の here is a nominalizer, which perhaps we can think of as turning the adjective こわい into a noun= scariness.

(2) こわいですから。

Scary is because. → "Because I am scared." (assuming the subject is "I")

Technically, こわいですから may not be correct, though one does hear it colloquially. It might make more sense to say:

こわいから。or こわいからです。


What is 〜からです and when is it used? How does it differ from 〜ですから and 〜んです?

Take further note that こわい is a tricky word to use here, because it can both describe the state of being frightened or something frightening. (*I am not sure of the validity of this claim :p)

Also, because of the lack of information I, as a reader, have on this conversation, I cannot accurately ascertain the subject or object being described (as would be necessary to accurately translate into English.)
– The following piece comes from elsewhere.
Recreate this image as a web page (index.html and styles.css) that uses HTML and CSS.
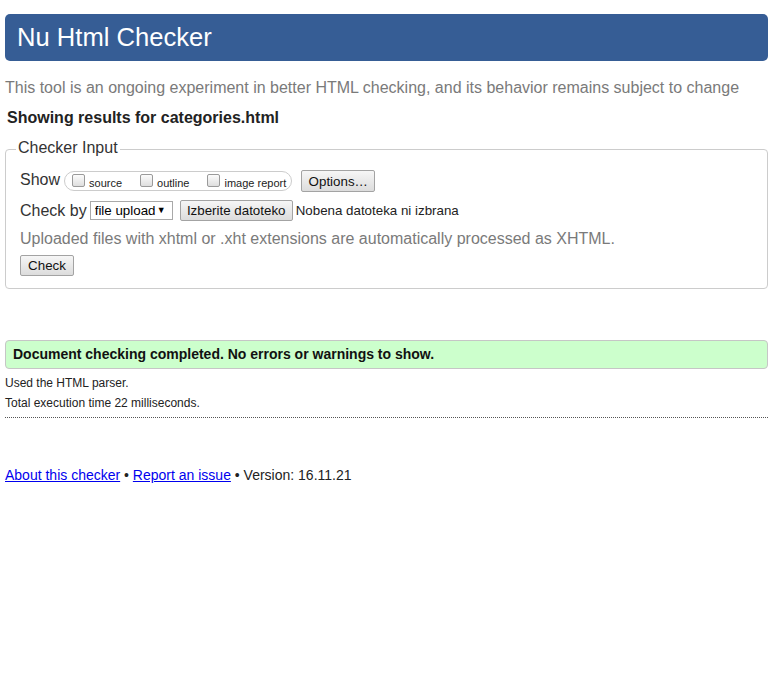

I also think that どうして、とぶか is somewhat unnatural, especially if you wanted to say "Why'd you jump?" However, I am a novice at the Japanese language, so take my opinion with a grain of salt, especially if you found this conversation from a reliable source.

  • 1
    こわいだから is ungrammatical, you probably mean こわいから.
    – dainichi
    Dec 12, 2012 at 7:10
  • @dainichi, thank you. Is it ungrammatical for the same reason that こわいですから。is technically incorrect, or is there another reason. Am I mistaken, or is the exclamation こわいだから! somewhat common colloquially?
    – yadokari
    Dec 12, 2012 at 15:08
  • I was thinking that although から is frowned upon for ending a sentence (?), perhaps だから would be a little different because it is a separate word? for example "大丈夫だから" is somewhat common, is it not?
    – yadokari
    Dec 12, 2012 at 15:11
  • こわい is a 形容詞/iAdjective, so it is basically never followed by a だ (although 形容詞+です is the formula to make a sentence-final 形容詞 polite). For a 名詞/noun like 大丈夫, the +だ is required to end the sentence. What I think is happening in the こわいから example is technically forming a dependent clause, then eliding(?) the main part of the sentence.
    – jkerian
    Dec 12, 2012 at 15:56
  • 1
    I think it might exist in some dialects, but in standard Japanese, it is ungrammatical regardless of formality. Unless it's こわい、だから[...] which is something else.